People should designate a driver, who doesn't drink, to drive them home. Citizens should call 911 if they suspect someone is driving under the influence and keep a safe distance from possible drunk drivers without trying to intervene; and always wear a seatbelt.

Santa Clara County District Attorney Dolores Carr described the legal consequences of driving under the influence of alcohol and drugs. Hiring a lawyer could cost $1,500 plus expenses and time off work or school to attend court, potentially a day for each court appearance.

If convicted, the fines and fees for the first DUI offense will amount to thousands of dollars. This includes $1,700 in fines, restrictions on their license or its suspension and paying for a year-long, drinking-driver program to keep the driver's license or being allowed to drive to work only.
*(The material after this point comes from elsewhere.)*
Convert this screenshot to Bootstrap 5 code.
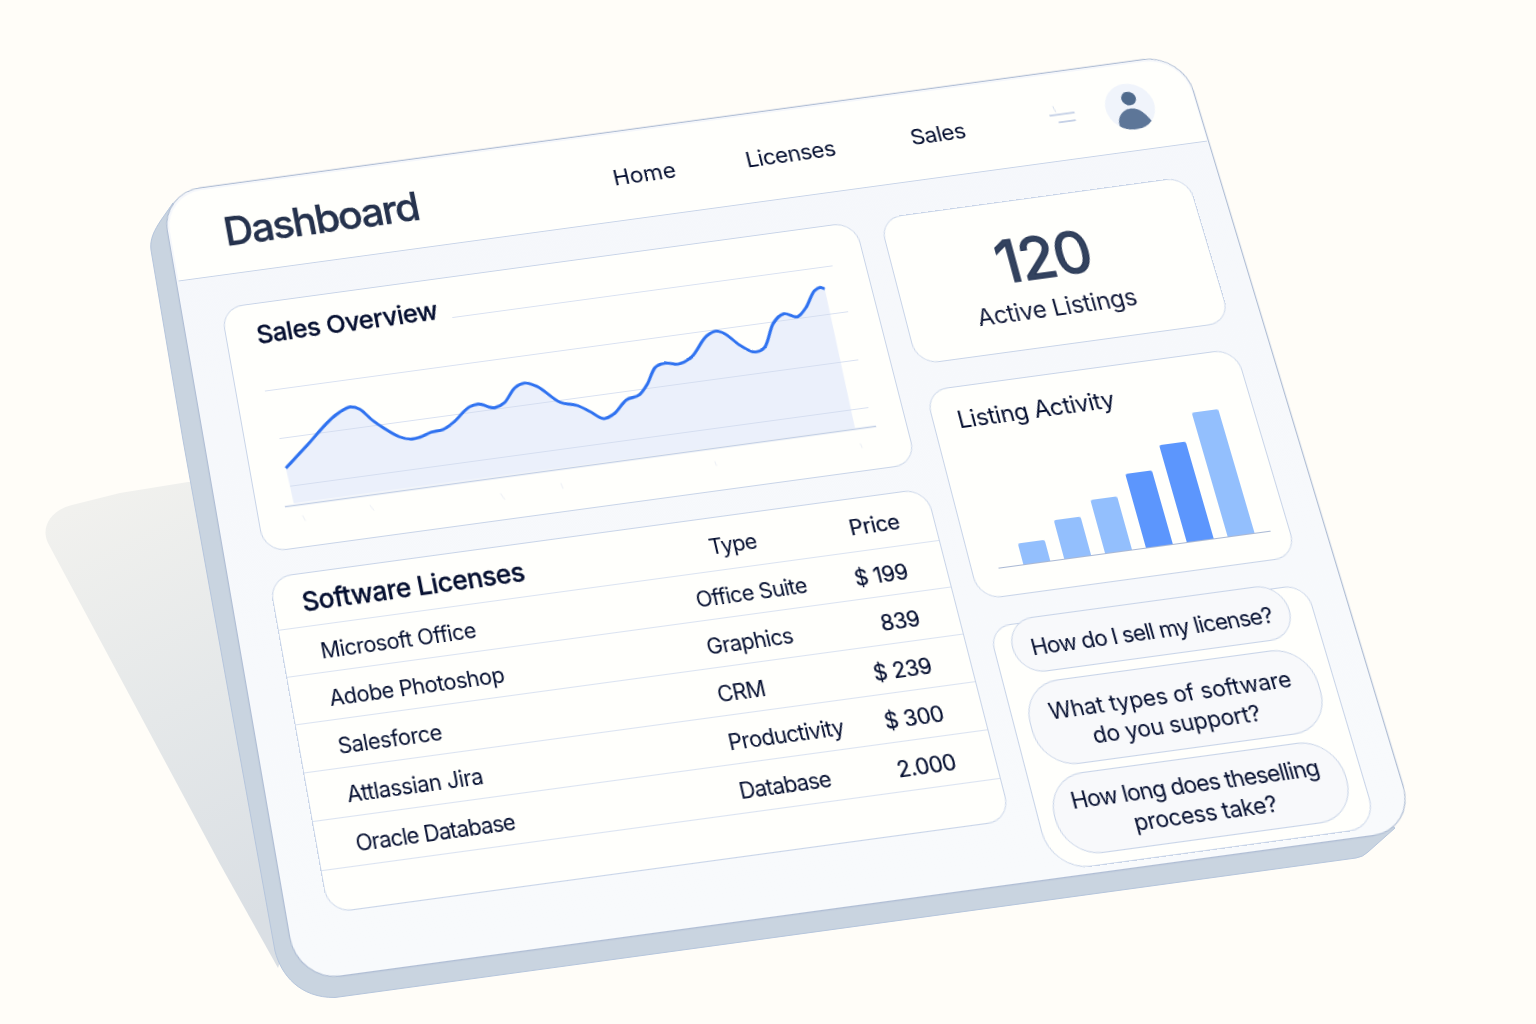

If the vehicle is impounded and towed, there are additional fees.

According to Carr, in Santa Clara County there is jail time. It may be possible to serve during the weekends for the first offense. Imprisonment could last 30 days for subsequent DUI offenses.

"Driving with a suspended license is a new crime with new penalties," explained Carr.

Three misdemeanor DUIs in 10 years makes the next DUI a felony, subject to state prison.

"So, please be careful on the roads this holiday season as well as at every other time throughout the year," said Carr.